Regression analysis is used to examine relationship between a metric independent variable and one or more metric independent variables. It is worth noting that there are instances where independent metric variables are dichotomous categorical (Sykes 32). The technique is widely employed in various aspects predominantly in forecasting and predicting phenomenon. It is worth mentioning that regression analysis can be used to find out whether a relationship between variables exists; that is if independent variable(s) explain significant changes in the dependent variable. Additionally it helps determine the strength of a given association; how much of the variation in the dependent variable can be explained by the regression equation (Sykes 54). Similarly regression analysis has been used to determine the structure and form of relationship (Freedman 236).

## Regression models and assumptions

There are various models developed to carry out regression analysis. Examples include; simple regression that fits linear and non-linear models with a predictor and include least squares as well as resistant methods, box-cox transformation which fits linear model with a predictor in which Y variable is transformed to achieve approximate normality, polynomial regression which entails fitting a polynomial model with a predictor, calibration model concerned with fitting linear model with a predictors followed by solving for X given Y, multiple regression where linear model is fitted with 1 or more predictors, comparison of regression lines entail fitting a regression line or lines for a predictor at every level of a second predictor and testing for significance between intercepts and slopes. Other models include regression model selection, ridge regression, non-linear regression, partial least squares, general linear models, life data regression, regression analysis for proportions and regression analysis for counts (Freedman 345).
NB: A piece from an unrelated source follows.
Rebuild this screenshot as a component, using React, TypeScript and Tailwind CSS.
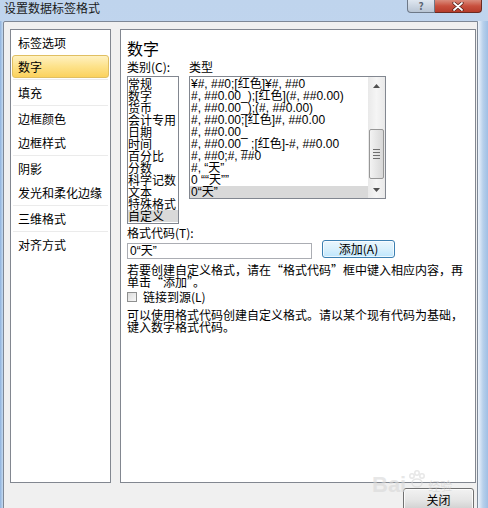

Due to the fact that the models can not be adequately covered in this paper, multiple regression analysis will be expounded by using an example.
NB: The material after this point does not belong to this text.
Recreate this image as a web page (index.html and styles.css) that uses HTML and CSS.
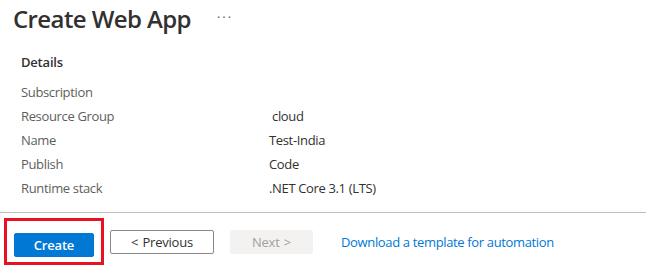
FILE: index.html
```html
<!DOCTYPE html>
<html>
<head>
<meta charset="utf-8">
<link rel="stylesheet" href="styles.css">
</head>
<body>
<div class="page">
  <header class="header">
    <h1 class="title">Create Web App</h1>
    <span class="more">···</span>
  </header>
  <section class="details">
    <div class="section-title">Details</div>
    <div class="row"><div class="label">Subscription</div><div class="value"></div></div>
    <div class="row"><div class="label">Resource Group</div><div class="value">&nbsp;cloud</div></div>
    <div class="row"><div class="label">Name</div><div class="value">Test-India</div></div>
    <div class="row"><div class="label">Publish</div><div class="value">Code</div></div>
    <div class="row"><div class="label">Runtime stack</div><div class="value">.NET Core 3.1 (LTS)</div></div>
  </section>
  <footer class="footer">
    <div class="highlight">
      <button class="btn btn-primary">Create</button>
    </div>
    <button class="btn btn-default">&lt; Previous</button>
    <button class="btn btn-disabled">Next &gt;</button>
    <a class="link" href="#">Download a template for automation</a>
  </footer>
</div>
</body>
</html>
```
FILE: styles.css
```css
* { box-sizing: border-box; }
html, body { margin: 0; padding: 0; background: #fff; }
body {
  font-family: "Open Sans", "Noto Sans", "Liberation Sans", sans-serif;
  color: #323130;
  font-size: 13px;
}
.page { width: 646px; height: 271px; overflow: hidden; }
.header {
  display: flex;
  align-items: center;
  height: 38px;
  padding-left: 13px;
}
.title {
  margin: 0;
  font-size: 24px;
  font-weight: 600;
  letter-spacing: -0.6px;
  line-height: 38px;
  color: #323130;
}
.more {
  margin-left: 26px;
  font-size: 13px;
  font-weight: 400;
  color: #605e5c;
  letter-spacing: 2px;
  position: relative;
  top: -2px;
}
.details {
  padding-left: 21px;
  padding-top: 12px;
  height: 175px;
  border-bottom: 1px solid #bdbdbd;
}
.section-title {
  font-weight: 600;
  font-size: 13px;
  line-height: 24px;
  height: 30px;
  letter-spacing: -0.2px;
}
.row {
  display: flex;
  height: 24px;
  line-height: 24px;
  letter-spacing: -0.35px;
}
.label { width: 248px; color: #605e5c; }
.value { color: #323130; }
.footer {
  display: flex;
  align-items: center;
  padding-left: 4px;
  padding-top: 5px;
}
.highlight {
  border: 3px solid #e81123;
  padding: 12px 7px 5px 7px;
  width: 100px;
  height: 47px;
}
.btn {
  font-family: inherit;
  height: 24px;
  font-size: 13px;
  font-weight: 500;
  border-radius: 2px;
  padding: 0;
  letter-spacing: -0.2px;
  word-spacing: 1px;
}
.btn-primary {
  width: 80px;
  background: #0078d4;
  border: 1px solid #0078d4;
  color: #fff;
  font-weight: 600;
}
.btn-default {
  margin-left: 6px;
  width: 104px;
  background: #fff;
  border: 1px solid #8a8886;
  color: #323130;
}
.btn-disabled {
  margin-left: 16px;
  width: 83px;
  background: #f3f2f1;
  border: 1px solid #f3f2f1;
  color: #a19f9d;
}
.link {
  margin-left: 28px;
  color: #0078d4;
  text-decoration: none;
  letter-spacing: -0.35px;
}
```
It is worth mentioning that regression analysis is associated with a number of certain classical assumptions. These according to Scott 39 include the following:

- Errors are uncorrelated
- The variables used as predictors are linearly independent
- Sample size chosen fully represents the given population for one to make inferences, forecasts and predictions
- Variance of error is constant throughout the observation
- Variables used as independent are usually measured without any errors
- “
*The error is a random variable with a mean of zero conditional on the explanatory variables”*(Scott 39)

## Components of regression analysis

Regression equation has the dependent variable and independent variables carrying the notations Y and X respectively. “*Each independent variable is associated with a regression coefficient which describes the strength as well as the sign of the variable’s association to the dependent variable”* (Fox 83).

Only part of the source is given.